According to Saltelli et al. [37], “the sensitivity analysis is defined as the study of how uncertainty in the output of a model can be attributed to different sources of uncertainty in the model input”. In the context of the present study, sensitivity analysis refers to understanding how the parameters and states (optimization design variables) of the model (Equations (6)–(10)) influence the optimization cost function (Equation (6)). The data on environmental changes, climate change and urban economic development include uncertainties that come from the incertitude of the data on rainfall increase rate, flood unit cost, storage unit cost, and discount rate. A sensitivity analysis was carried out in order to examine the influence of the above parameters on the optimization cost function, as shown in Figure 5, Figure 6, Figure 7 and Figure 8.

Figure 5 shows that with an increase in the rainfall increase rate, the total present costs and the flooding costs present exponential growth. In contrast, the total present costs have a very rapidly declining curve with an increase in discount rates, as shown in Figure 6. Figure 7 and Figure 8 show that the total present costs are increased linearly with the increase of flood unit costs and storage unit costs. Briefly, the total present costs would change with a specific trend in terms of the data parameters changing, which illustrates that the trends of the model’s features are not influenced by the assumptions.

4. Discussion

For Fuzhou City, the staged design can significantly reduce the total cost and help alleviate financial pressure compared to the implement-once design. Figure 6 and Figure 8 show that cost savings would be higher if the discount rate and storage unit costs increase. The findings of this design method may have important implications and contributions to urban flood management in the cities of developing countries with limited construction investments. This is the most important advantage of using staged optimal design.
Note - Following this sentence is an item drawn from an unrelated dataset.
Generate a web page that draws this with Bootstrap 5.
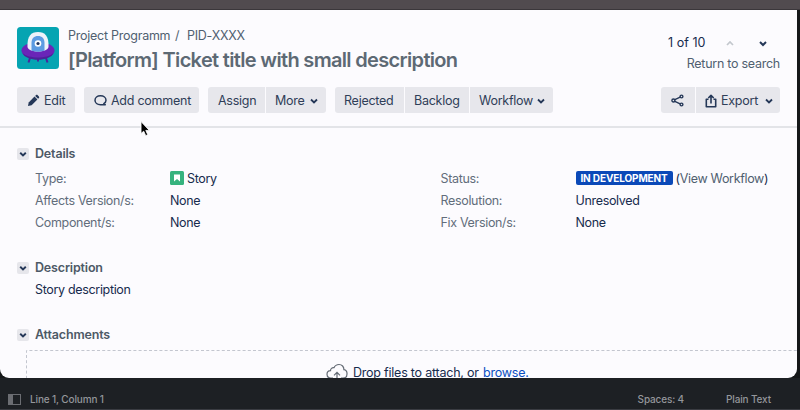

Besides, the staged approach is flexible to adapt to environment changing for urban flood management. It allows managers to perfect some schemes made today in terms of more comprehensive information for better decisions at a future date. For example, the measures for flooding preparedness which are adequate during the first 20 years of the implementation of the project may no longer be adequate in the following ten years due to climate change. Thus, a staged increase of the size of drainage facilities, such as detention storage and infiltration ponds, can be implemented as supplemental measures in different stages in the future. Also, if the 24-h design rainfall of the 50-year return period increases rapidly and significantly (e.g., with an increase of 10%) in the coming 15 years, the flood interventions should be implemented as early as possible rather than in a staged design. As shown in Figure 5, the total cost increases by 81.5% with an increase of design rainfall from 0 to 20%. In contrast, while the discount rate increases from 2% to 12%, the total optimal cost would reduce to 60% by staged design, as shown in Figure 6. That means that in this situation the manager should make sure the staged design is fully implemented.
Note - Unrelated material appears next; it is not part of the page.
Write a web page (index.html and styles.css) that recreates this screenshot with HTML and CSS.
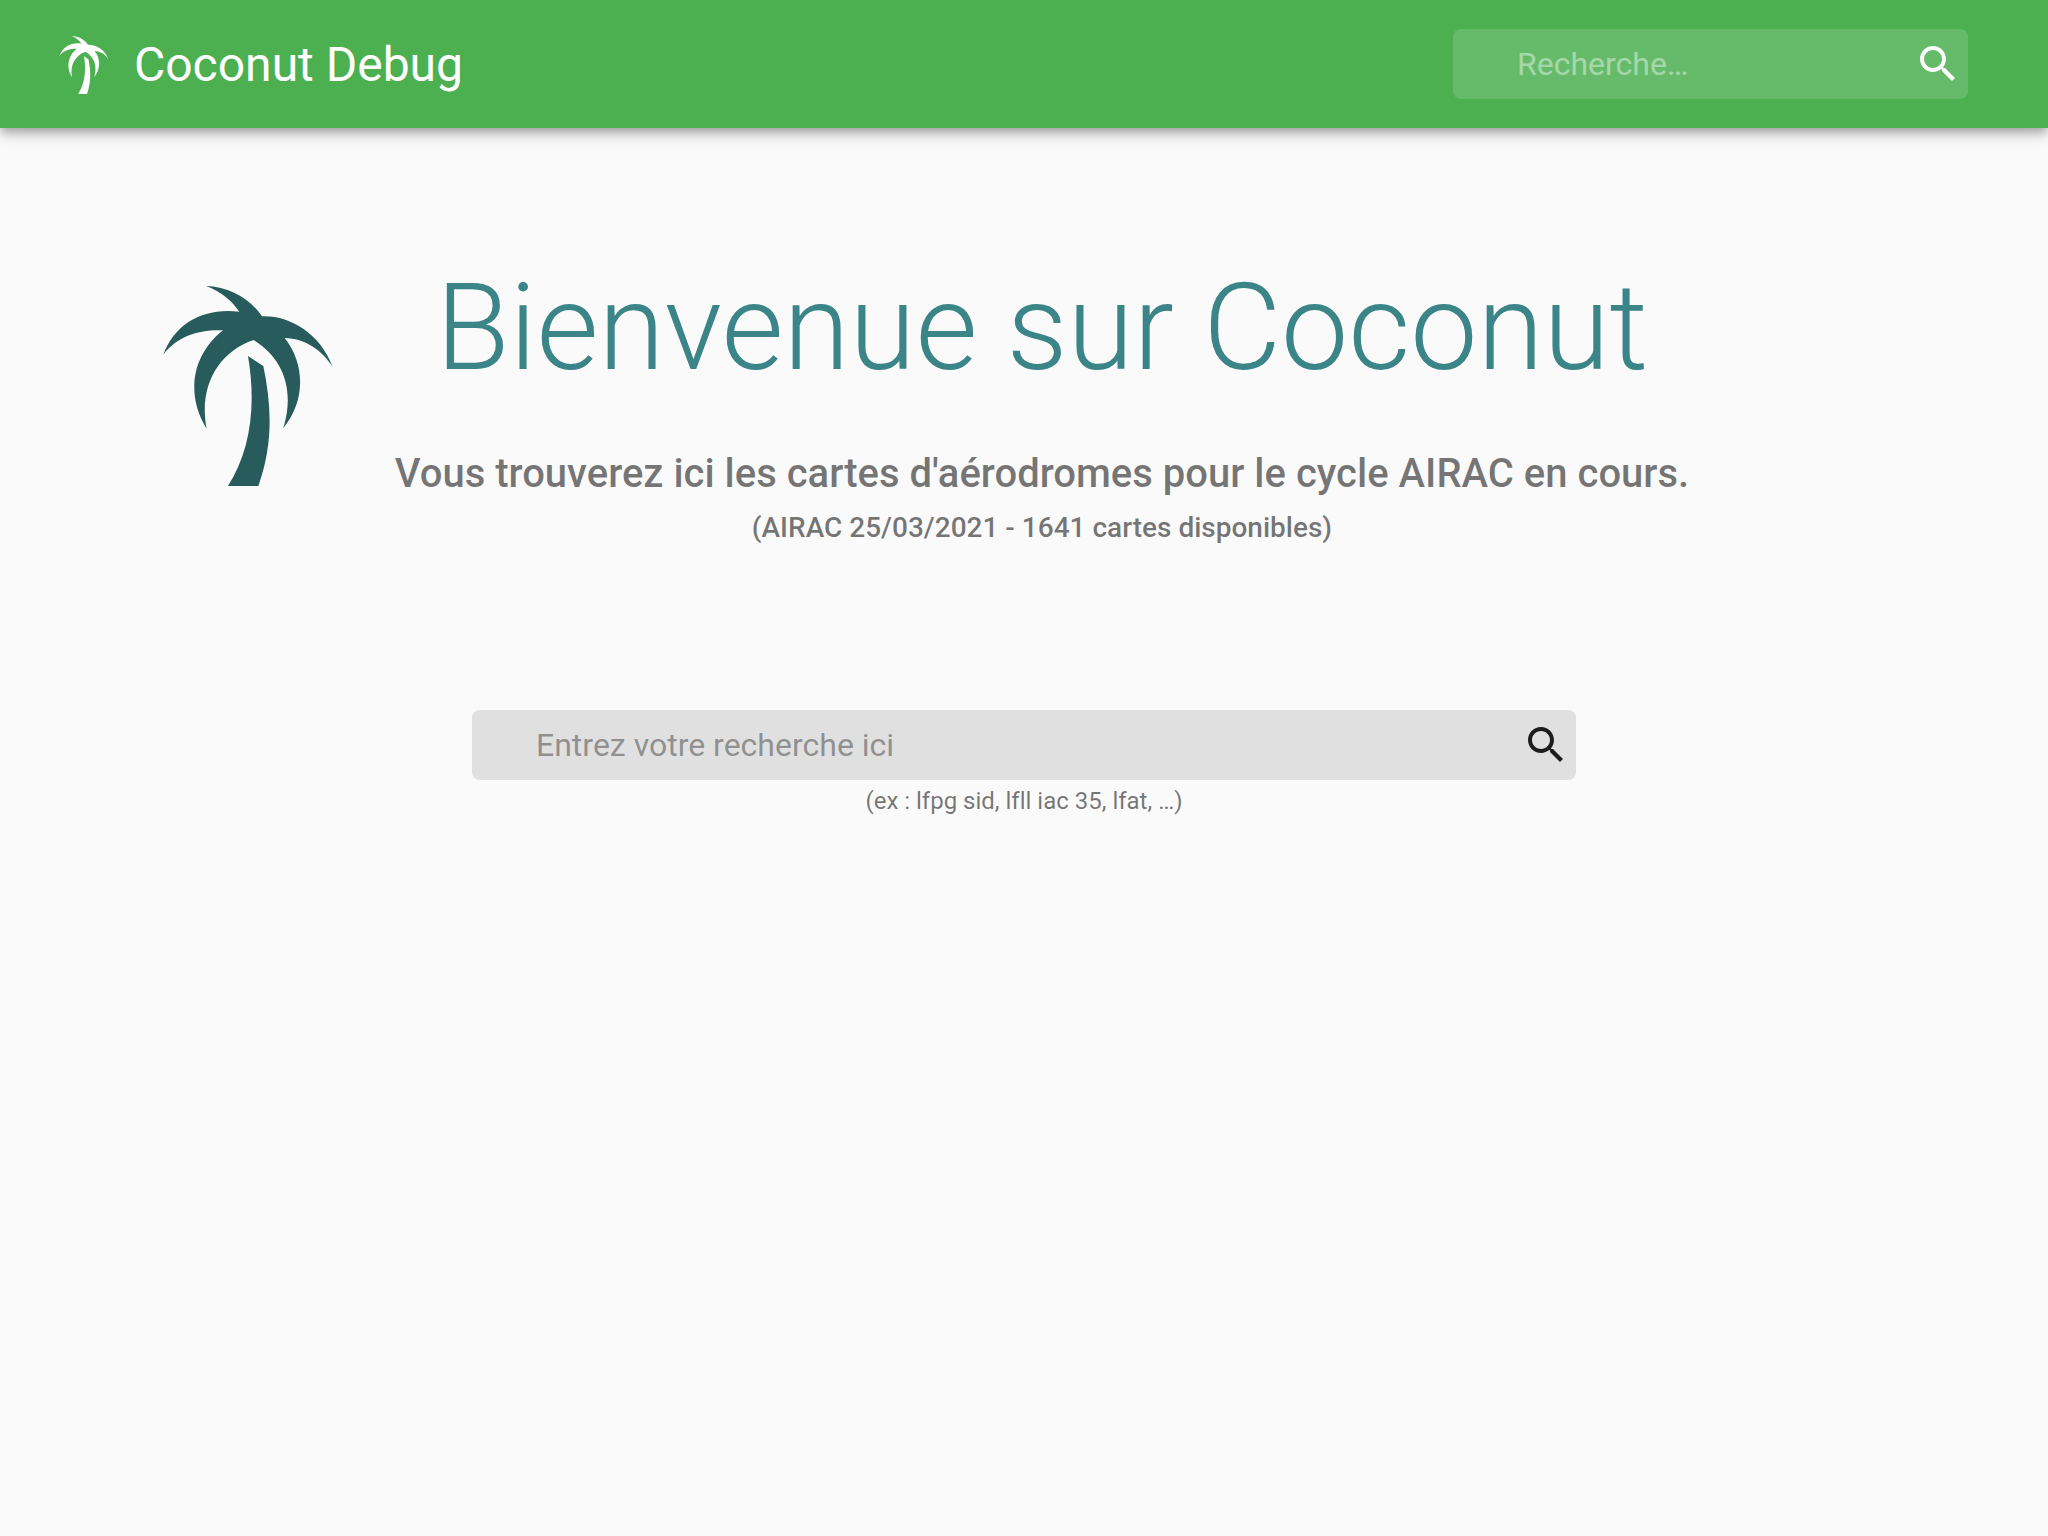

In the case study, a 24-h design rainfall for a 50-year return period is assumed without change for 15 years, as the annual maximum 24 h rainfall had a slight change (increased by 0.11%) per year on average from 1952 to 2014. However, the staged design should be implemented if the change is significant. In this situation the hydrology data and catchment data in each step in the methodology of Figure 1 may be different. Then we should evaluate the changes and estimate the design rainfall with time at each step, and update the new data to optimize the design, or supplement other measures to improve the primary design. Specifically, for example if we evaluate the hydrology data and find that the 24-h design rainfall for the 50-year return period has increased by 5% at the end of the first step, the hydrology data in the second step should be updated. Or we can make some supplements, like more green infrastructures to store the extra floodwater due to climate change in the second step. In brief, the staged design approach can give managers more open options against climate change.

5. Conclusions

China’s State Council urges the 36 largest cities to update their drainage systems to handle a design rainfall of 24 h for a 50-year return period in response to increasing flooding event reports. It would be a massive project with large investments for these cities. We therefore propose a staged cost optimization design for updating urban drainage, which is an effective way to reduce the costs of the project. Also, the staged approach is of significant flexibility to adapt to environmental changes for urban flood management. The staged cost optimization model involves a hydrological and hydrodynamic model developed for the city of Fuzhou, China. This model was established taking into full consideration the constraints of specific local conditions. Analysis of the model’s sensitivities assured that the trends of the model’s features are not influenced by the assumptions and confirmed the applicability and robustness of the developed model and method.

Storage facilities combined with pumps adapted to local situations were recommended to update the drainage system for the whole city. For Fuzhou City, the storage facilities were mainly designed to store the floodwater from surrounding mountain areas which quickly converges on the center plain area during rain events due to the local topography. Meanwhile, the pumping facilities set in the river mouth downstream are mainly designed to drain the floodwater from urban areas. The framework of storage and pumping scales was designed by stage for the urban Fuzhou area, while the location, layout and corresponding forms (like detention tanks and infiltration ponds) need to be studied further based on local planning in future work. Moreover, a comprehensive assessment of uncertainties due to environmental changes in the design of drainage systems should also be carried out in future work.